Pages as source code
>>>>
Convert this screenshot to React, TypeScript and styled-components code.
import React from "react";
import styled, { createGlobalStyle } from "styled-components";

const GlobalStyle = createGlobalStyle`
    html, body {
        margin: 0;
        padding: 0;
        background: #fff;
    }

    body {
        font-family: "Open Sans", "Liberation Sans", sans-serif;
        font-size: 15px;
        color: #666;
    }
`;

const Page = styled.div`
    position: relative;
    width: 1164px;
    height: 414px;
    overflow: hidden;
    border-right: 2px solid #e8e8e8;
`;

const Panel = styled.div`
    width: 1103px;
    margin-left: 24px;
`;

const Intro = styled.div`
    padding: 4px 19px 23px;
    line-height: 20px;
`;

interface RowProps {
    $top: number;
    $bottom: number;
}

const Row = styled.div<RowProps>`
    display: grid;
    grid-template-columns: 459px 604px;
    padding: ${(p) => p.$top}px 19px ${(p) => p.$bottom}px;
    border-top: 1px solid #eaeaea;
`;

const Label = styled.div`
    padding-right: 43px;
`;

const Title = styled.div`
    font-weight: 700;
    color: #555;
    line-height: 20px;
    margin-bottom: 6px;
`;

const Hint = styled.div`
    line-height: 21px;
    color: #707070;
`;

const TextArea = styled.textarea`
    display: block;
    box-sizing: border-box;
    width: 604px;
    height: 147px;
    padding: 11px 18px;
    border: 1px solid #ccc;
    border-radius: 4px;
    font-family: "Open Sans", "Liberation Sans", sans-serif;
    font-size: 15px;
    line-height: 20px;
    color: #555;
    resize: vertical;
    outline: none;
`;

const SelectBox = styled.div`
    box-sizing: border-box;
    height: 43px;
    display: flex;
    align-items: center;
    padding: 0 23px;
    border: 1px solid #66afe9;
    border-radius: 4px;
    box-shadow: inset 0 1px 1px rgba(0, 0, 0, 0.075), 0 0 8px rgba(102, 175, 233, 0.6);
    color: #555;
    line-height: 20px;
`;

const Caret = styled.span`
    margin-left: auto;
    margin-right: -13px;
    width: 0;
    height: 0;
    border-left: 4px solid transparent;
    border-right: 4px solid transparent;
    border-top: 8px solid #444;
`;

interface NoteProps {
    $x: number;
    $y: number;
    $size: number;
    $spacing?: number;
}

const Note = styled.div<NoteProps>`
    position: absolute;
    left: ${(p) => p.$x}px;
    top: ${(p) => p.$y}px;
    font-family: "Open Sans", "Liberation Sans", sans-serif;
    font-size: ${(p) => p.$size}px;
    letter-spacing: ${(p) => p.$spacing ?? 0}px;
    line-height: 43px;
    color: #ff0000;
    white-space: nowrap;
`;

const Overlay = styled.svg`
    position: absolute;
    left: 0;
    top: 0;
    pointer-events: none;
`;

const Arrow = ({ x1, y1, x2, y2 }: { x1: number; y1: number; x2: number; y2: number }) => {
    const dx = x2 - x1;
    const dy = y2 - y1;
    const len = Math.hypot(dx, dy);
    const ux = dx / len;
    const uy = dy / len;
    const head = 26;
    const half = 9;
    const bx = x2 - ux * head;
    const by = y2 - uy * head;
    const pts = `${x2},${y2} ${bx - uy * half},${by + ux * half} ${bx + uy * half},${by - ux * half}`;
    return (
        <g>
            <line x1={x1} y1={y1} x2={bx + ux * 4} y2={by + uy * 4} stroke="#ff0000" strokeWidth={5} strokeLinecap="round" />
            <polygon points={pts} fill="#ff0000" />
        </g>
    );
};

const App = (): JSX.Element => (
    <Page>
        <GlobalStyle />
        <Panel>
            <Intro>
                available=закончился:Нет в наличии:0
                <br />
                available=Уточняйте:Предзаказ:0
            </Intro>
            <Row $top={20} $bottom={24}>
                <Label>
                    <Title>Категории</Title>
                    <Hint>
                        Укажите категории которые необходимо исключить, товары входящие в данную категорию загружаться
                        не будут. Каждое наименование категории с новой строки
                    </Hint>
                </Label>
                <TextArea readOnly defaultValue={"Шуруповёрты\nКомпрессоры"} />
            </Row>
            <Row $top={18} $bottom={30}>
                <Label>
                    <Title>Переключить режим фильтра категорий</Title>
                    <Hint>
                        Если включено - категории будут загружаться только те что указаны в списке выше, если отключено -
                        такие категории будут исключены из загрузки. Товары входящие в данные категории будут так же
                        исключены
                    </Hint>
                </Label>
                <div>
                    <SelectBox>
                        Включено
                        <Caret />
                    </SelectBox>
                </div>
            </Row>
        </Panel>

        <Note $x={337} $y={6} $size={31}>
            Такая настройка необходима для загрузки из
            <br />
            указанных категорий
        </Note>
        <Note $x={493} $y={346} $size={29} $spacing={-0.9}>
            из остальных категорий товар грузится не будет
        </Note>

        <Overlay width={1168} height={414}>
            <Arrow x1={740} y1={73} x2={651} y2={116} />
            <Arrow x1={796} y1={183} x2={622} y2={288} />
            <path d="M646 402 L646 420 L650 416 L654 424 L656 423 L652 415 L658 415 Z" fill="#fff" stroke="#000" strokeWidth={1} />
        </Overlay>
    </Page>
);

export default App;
<<<<
>>>>
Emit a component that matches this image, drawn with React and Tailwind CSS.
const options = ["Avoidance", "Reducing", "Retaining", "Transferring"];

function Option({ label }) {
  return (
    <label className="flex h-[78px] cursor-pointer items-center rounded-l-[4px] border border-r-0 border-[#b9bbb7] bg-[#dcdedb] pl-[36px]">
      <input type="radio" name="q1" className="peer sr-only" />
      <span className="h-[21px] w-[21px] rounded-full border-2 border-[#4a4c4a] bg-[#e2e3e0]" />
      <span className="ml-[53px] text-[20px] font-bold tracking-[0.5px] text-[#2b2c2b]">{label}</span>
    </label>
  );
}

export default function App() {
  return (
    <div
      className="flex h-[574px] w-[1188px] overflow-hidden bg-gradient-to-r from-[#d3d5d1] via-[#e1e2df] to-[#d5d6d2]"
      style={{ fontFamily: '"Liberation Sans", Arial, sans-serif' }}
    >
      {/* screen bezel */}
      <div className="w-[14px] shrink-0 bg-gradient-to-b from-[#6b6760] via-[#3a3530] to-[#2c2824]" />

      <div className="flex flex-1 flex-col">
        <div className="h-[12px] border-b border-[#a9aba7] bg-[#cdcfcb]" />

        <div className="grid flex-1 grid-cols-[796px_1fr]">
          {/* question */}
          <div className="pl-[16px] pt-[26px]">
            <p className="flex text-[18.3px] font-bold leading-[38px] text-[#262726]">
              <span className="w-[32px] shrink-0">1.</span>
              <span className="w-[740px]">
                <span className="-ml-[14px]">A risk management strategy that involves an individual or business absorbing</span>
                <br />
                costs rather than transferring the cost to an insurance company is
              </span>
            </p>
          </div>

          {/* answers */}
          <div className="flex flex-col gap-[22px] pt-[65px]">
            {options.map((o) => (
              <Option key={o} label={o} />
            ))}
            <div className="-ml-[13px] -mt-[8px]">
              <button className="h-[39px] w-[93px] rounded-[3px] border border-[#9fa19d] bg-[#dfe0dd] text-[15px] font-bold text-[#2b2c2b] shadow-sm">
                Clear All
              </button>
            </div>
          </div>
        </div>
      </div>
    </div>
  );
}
<<<<
§ EXERCISE REQUIREMENTS
Determine the number of lines in the listing that contain the string "this". Write that number and nothing else.

§ ANSWER
2